João Falcão Dias, membro da Manesco, Ramires, Perez, Azevedo Marques Sociedade de Advogados
Quase três anos após a promulgação da nova lei de licitações, muito ainda se discutem as regras de transição do antigo diploma, especialmente a partir de sua cessação definitiva.
De acordo com a Lei n. 14.133/2021, a Administração Pública poderia optar por qual regime legal seguir em suas contratações até 30/12/2023 (prazo já estendido a fim de possibilitar a adaptação à nova norma pelos diversos entes estatais). Doravante, apesar de a Lei n. 8.666/1993 ainda reger os contratos firmados segundo o seu regime, as futuras contratações deverão obedecer à nova lei.
Dúvida surge no caso do Sistema de Registro de Preços, previsto em ambos os diplomas: se a natureza do instituto pressupõe firmar uma ata contendo as condições para assinatura de ulteriores contratos, poderia a Administração seguir, hoje, entabulando ajustes no regramento da lei revogada?
A questão nos parece a princípio simples. Uma vez decorrente de licitação promovida no regime anterior antes da revogação, a ata é plenamente válida durante toda sua vigência, produzindo efeitos para celebração de novos contratos mesmo sob o novo marco legal. Vale lembrar que, durante toda sua vigência, tais contratos deverão se manter fiéis às regras da lei que os regeu, isto é, a Lei n. 8.666/1993.
Mais complexo é o caso da adesão de órgãos não participantes do processo licitatório à ata lavrada no regime antigo – a chamada “carona”, também admitida nas duas leis. Considerando-se que a ultratividade da lei anterior atenderia aos órgãos que optaram por esse regime enquanto possível, o que dizer dos órgãos que pretendem aderir à ata hoje, quando não há mais opção senão pela Lei n. 14.133/2021?
Em nosso entendimento, a menos que haja vedação no regulamento pertinente, a carona está autorizada por duas razões principais. A uma, depreende-se da norma de transição que os instrumentos oriundos da lei antiga permanecem plenamente válidos e eficazes enquanto vigerem. E a plena validade e eficácia da ata de registro de preços incute a hipótese de ser utilizada não apenas pelo órgão gerenciador ou participante da licitação, como também por aqueles que pretendam motivadamente vir a aderir depois.

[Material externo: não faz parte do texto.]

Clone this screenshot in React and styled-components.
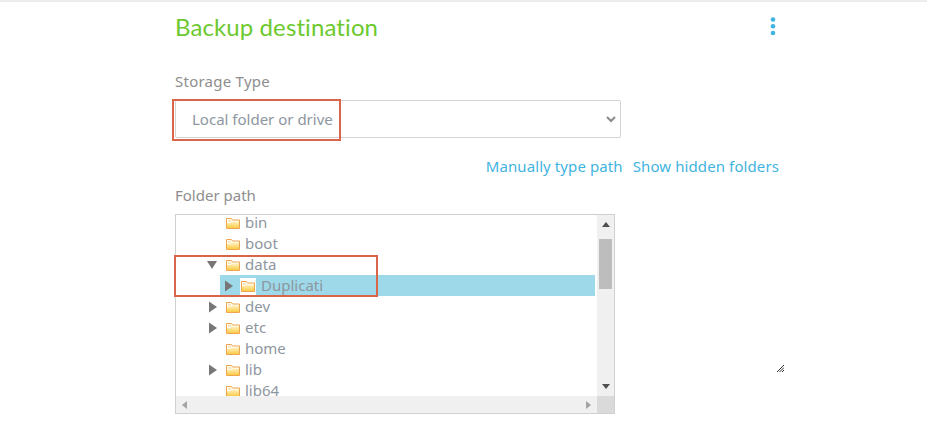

A duas, foi neste sentido a regulamentação da nova lei pela Presidência da República no âmbito federal, ao dispor que “as atas de registro de preços […], durante suas vigências, poderão ser utilizadas por qualquer órgão ou entidade da Administração Pública federal, municipal, distrital ou estadual que não tenha participado do certame licitatório, mediante anuência do órgão gerenciador”.
Essa regulamentação se conforma à lei. A revogação do antigo diploma, embora obste seu uso em novas contratações, não afeta as atas em vigor em toda extensão de seus efeitos, notadamente o aproveitamento por órgãos não participantes do certame, ainda que a opção desse órgão se expresse já no novo ambiente normativo. Válida a ata, e respaldando-se na efetiva economicidade, a adesão é admitida, sendo que o vindouro contrato se regerá pela antiga lei da qual se originou.
Qualquer que seja a opção da Administração, a prévia demonstração de sua vantagem é legalmente mandatória.
Daí mesmo o aval à carona: em se revelando eventualmente uma alternativa mais vantajosa ao Poder Público, sua adoção prestigiará os princípios da eficiência, da economicidade e da razoabilidade – do contrário, o emprego de um viés exageradamente literal, formalista e restritivo do direito findaria por frustrar o maior benefício ao erário.